### What needs to be done
Write out every line of the material as it stands, apart from the pictures.

### Dataset excerpt
──────

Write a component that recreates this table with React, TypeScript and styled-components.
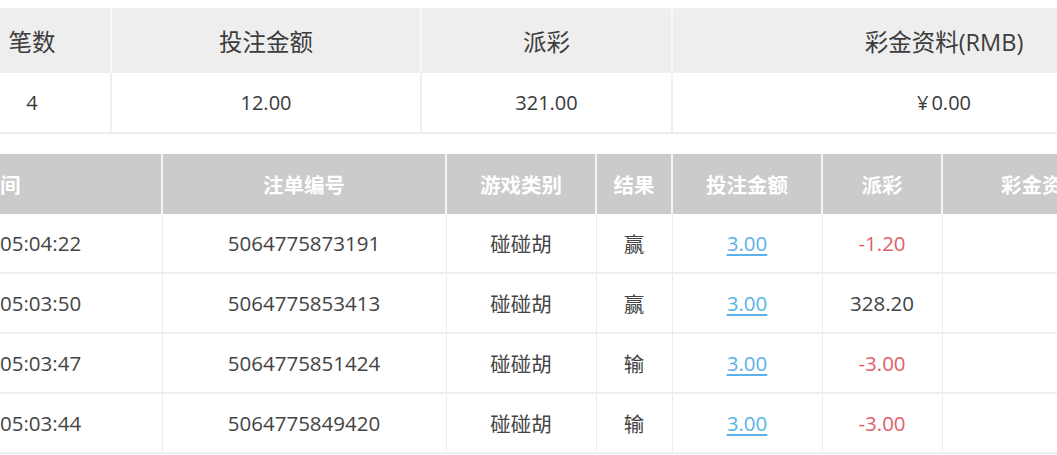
import React from "react";
import styled, { createGlobalStyle } from "styled-components";

const Global = createGlobalStyle`
  html, body { margin: 0; padding: 0; background: #ffffff; }
  body { width: 1057px; height: 455px; overflow: hidden; font-family: "Open Sans", "Noto Sans CJK SC", sans-serif; }
`;

const Page = styled.div`
  width: 1057px;
  height: 455px;
  overflow: hidden;
  padding-top: 8px;
  box-sizing: border-box;
`;

const Table = styled.table<{ $shift?: number }>`
  border-collapse: collapse;
  table-layout: fixed;
  margin-left: ${(p) => (p.$shift ? `-${p.$shift}px` : "0")};
`;

const SummaryHead = styled.th`
  height: 64px;
  padding: 0;
  background: #eeeeee;
  color: #3c3c3c;
  font-size: 23.5px;
  font-weight: 400;
  text-align: center;
  border-right: 2px solid #f8f8f8;
  border-top: 1px solid #f2f2f2;
`;

const SummaryCell = styled.td`
  height: 59px;
  padding: 0;
  color: #3a3a3a;
  font-size: 20px;
  text-align: center;
  border-right: 2px solid #f0f0f0;
  border-bottom: 2px solid #ececec;
`;

const Yen = styled.span`
  margin-right: 3px;
`;

const DetailTable = styled(Table)`
  margin-top: 20px;
`;

const DetailHead = styled.th<{ $left?: boolean }>`
  height: 60px;
  padding: 0;
  background: #cbcbcb;
  color: #ffffff;
  font-size: 20.5px;
  font-weight: 700;
  text-align: ${(p) => (p.$left ? "left" : "center")};
  border-right: 2px solid #f4f4f4;
`;

const DetailCell = styled.td<{ $left?: boolean; $tone?: "red" | "normal" }>`
  height: 58px;
  padding: 0;
  color: ${(p) => (p.$tone === "red" ? "#e0606a" : "#444444")};
  font-size: 20.5px;
  text-align: ${(p) => (p.$left ? "left" : "center")};
  border-right: 1px solid #ececec;
  border-bottom: 2px solid #efefef;
`;

const Link = styled.a`
  color: #5ab3e6;
  text-decoration: underline;
  text-underline-offset: 3px;
  cursor: pointer;
`;

type Row = { time: string; id: string; game: string; result: string; bet: string; payout: string; red: boolean };

const rows: Row[] = [
  { time: "05:04:22", id: "5064775873191", game: "碰碰胡", result: "赢", bet: "3.00", payout: "-1.20", red: true },
  { time: "05:03:50", id: "5064775853413", game: "碰碰胡", result: "赢", bet: "3.00", payout: "328.20", red: false },
  { time: "05:03:47", id: "5064775851424", game: "碰碰胡", result: "输", bet: "3.00", payout: "-3.00", red: true },
  { time: "05:03:44", id: "5064775849420", game: "碰碰胡", result: "输", bet: "3.00", payout: "-3.00", red: true },
];

export default function App() {
  return (
    <>
      <Global />
      <Page>
        <Table $shift={46} style={{ width: 1262 }}>
          <colgroup>
            <col style={{ width: 157 }} />
            <col style={{ width: 310 }} />
            <col style={{ width: 251 }} />
            <col style={{ width: 544 }} />
          </colgroup>
          <thead>
            <tr>
              <SummaryHead>笔数</SummaryHead>
              <SummaryHead>投注金额</SummaryHead>
              <SummaryHead>派彩</SummaryHead>
              <SummaryHead>彩金资料(RMB)</SummaryHead>
            </tr>
          </thead>
          <tbody>
            <tr>
              <SummaryCell>4</SummaryCell>
              <SummaryCell>12.00</SummaryCell>
              <SummaryCell>321.00</SummaryCell>
              <SummaryCell>
                <Yen>¥</Yen>0.00
              </SummaryCell>
            </tr>
          </tbody>
        </Table>
        <DetailTable style={{ width: 1142 }}>
          <colgroup>
            <col style={{ width: 162 }} />
            <col style={{ width: 284 }} />
            <col style={{ width: 150 }} />
            <col style={{ width: 76 }} />
            <col style={{ width: 150 }} />
            <col style={{ width: 120 }} />
            <col style={{ width: 200 }} />
          </colgroup>
          <thead>
            <tr>
              <DetailHead $left>间</DetailHead>
              <DetailHead>注单编号</DetailHead>
              <DetailHead>游戏类别</DetailHead>
              <DetailHead>结果</DetailHead>
              <DetailHead>投注金额</DetailHead>
              <DetailHead>派彩</DetailHead>
              <DetailHead>彩金资料</DetailHead>
            </tr>
          </thead>
          <tbody>
            {rows.map((r) => (
              <tr key={r.id}>
                <DetailCell $left>{r.time}</DetailCell>
                <DetailCell>{r.id}</DetailCell>
                <DetailCell>{r.game}</DetailCell>
                <DetailCell>{r.result}</DetailCell>
                <DetailCell>
                  <Link>{r.bet}</Link>
                </DetailCell>
                <DetailCell $tone={r.red ? "red" : "normal"}>{r.payout}</DetailCell>
                <DetailCell />
              </tr>
            ))}
          </tbody>
        </DetailTable>
      </Page>
    </>
  );
}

──────

### Completed exercise
Write a component that recreates this table with React, TypeScript and styled-components.
import React from "react";
import styled, { createGlobalStyle } from "styled-components";

const Global = createGlobalStyle`
  html, body { margin: 0; padding: 0; background: #ffffff; }
  body { width: 1057px; height: 455px; overflow: hidden; font-family: "Open Sans", "Noto Sans CJK SC", sans-serif; }
`;

const Page = styled.div`
  width: 1057px;
  height: 455px;
  overflow: hidden;
  padding-top: 8px;
  box-sizing: border-box;
`;

const Table = styled.table<{ $shift?: number }>`
  border-collapse: collapse;
  table-layout: fixed;
  margin-left: ${(p) => (p.$shift ? `-${p.$shift}px` : "0")};
`;

const SummaryHead = styled.th`
  height: 64px;
  padding: 0;
  background: #eeeeee;
  color: #3c3c3c;
  font-size: 23.5px;
  font-weight: 400;
  text-align: center;
  border-right: 2px solid #f8f8f8;
  border-top: 1px solid #f2f2f2;
`;

const SummaryCell = styled.td`
  height: 59px;
  padding: 0;
  color: #3a3a3a;
  font-size: 20px;
  text-align: center;
  border-right: 2px solid #f0f0f0;
  border-bottom: 2px solid #ececec;
`;

const Yen = styled.span`
  margin-right: 3px;
`;

const DetailTable = styled(Table)`
  margin-top: 20px;
`;

const DetailHead = styled.th<{ $left?: boolean }>`
  height: 60px;
  padding: 0;
  background: #cbcbcb;
  color: #ffffff;
  font-size: 20.5px;
  font-weight: 700;
  text-align: ${(p) => (p.$left ? "left" : "center")};
  border-right: 2px solid #f4f4f4;
`;

const DetailCell = styled.td<{ $left?: boolean; $tone?: "red" | "normal" }>`
  height: 58px;
  padding: 0;
  color: ${(p) => (p.$tone === "red" ? "#e0606a" : "#444444")};
  font-size: 20.5px;
  text-align: ${(p) => (p.$left ? "left" : "center")};
  border-right: 1px solid #ececec;
  border-bottom: 2px solid #efefef;
`;

const Link = styled.a`
  color: #5ab3e6;
  text-decoration: underline;
  text-underline-offset: 3px;
  cursor: pointer;
`;

type Row = { time: string; id: string; game: string; result: string; bet: string; payout: string; red: boolean };

const rows: Row[] = [
  { time: "05:04:22", id: "5064775873191", game: "碰碰胡", result: "赢", bet: "3.00", payout: "-1.20", red: true },
  { time: "05:03:50", id: "5064775853413", game: "碰碰胡", result: "赢", bet: "3.00", payout: "328.20", red: false },
  { time: "05:03:47", id: "5064775851424", game: "碰碰胡", result: "输", bet: "3.00", payout: "-3.00", red: true },
  { time: "05:03:44", id: "5064775849420", game: "碰碰胡", result: "输", bet: "3.00", payout: "-3.00", red: true },
];

export default function App() {
  return (
    <>
      <Global />
      <Page>
        <Table $shift={46} style={{ width: 1262 }}>
          <colgroup>
            <col style={{ width: 157 }} />
            <col style={{ width: 310 }} />
            <col style={{ width: 251 }} />
            <col style={{ width: 544 }} />
          </colgroup>
          <thead>
            <tr>
              <SummaryHead>笔数</SummaryHead>
              <SummaryHead>投注金额</SummaryHead>
              <SummaryHead>派彩</SummaryHead>
              <SummaryHead>彩金资料(RMB)</SummaryHead>
            </tr>
          </thead>
          <tbody>
            <tr>
              <SummaryCell>4</SummaryCell>
              <SummaryCell>12.00</SummaryCell>
              <SummaryCell>321.00</SummaryCell>
              <SummaryCell>
                <Yen>¥</Yen>0.00
              </SummaryCell>
            </tr>
          </tbody>
        </Table>
        <DetailTable style={{ width: 1142 }}>
          <colgroup>
            <col style={{ width: 162 }} />
            <col style={{ width: 284 }} />
            <col style={{ width: 150 }} />
            <col style={{ width: 76 }} />
            <col style={{ width: 150 }} />
            <col style={{ width: 120 }} />
            <col style={{ width: 200 }} />
          </colgroup>
          <thead>
            <tr>
              <DetailHead $left>间</DetailHead>
              <DetailHead>注单编号</DetailHead>
              <DetailHead>游戏类别</DetailHead>
              <DetailHead>结果</DetailHead>
              <DetailHead>投注金额</DetailHead>
              <DetailHead>派彩</DetailHead>
              <DetailHead>彩金资料</DetailHead>
            </tr>
          </thead>
          <tbody>
            {rows.map((r) => (
              <tr key={r.id}>
                <DetailCell $left>{r.time}</DetailCell>
                <DetailCell>{r.id}</DetailCell>
                <DetailCell>{r.game}</DetailCell>
                <DetailCell>{r.result}</DetailCell>
                <DetailCell>
                  <Link>{r.bet}</Link>
                </DetailCell>
                <DetailCell $tone={r.red ? "red" : "normal"}>{r.payout}</DetailCell>
                <DetailCell />
              </tr>
            ))}
          </tbody>
        </DetailTable>
      </Page>
    </>
  );
}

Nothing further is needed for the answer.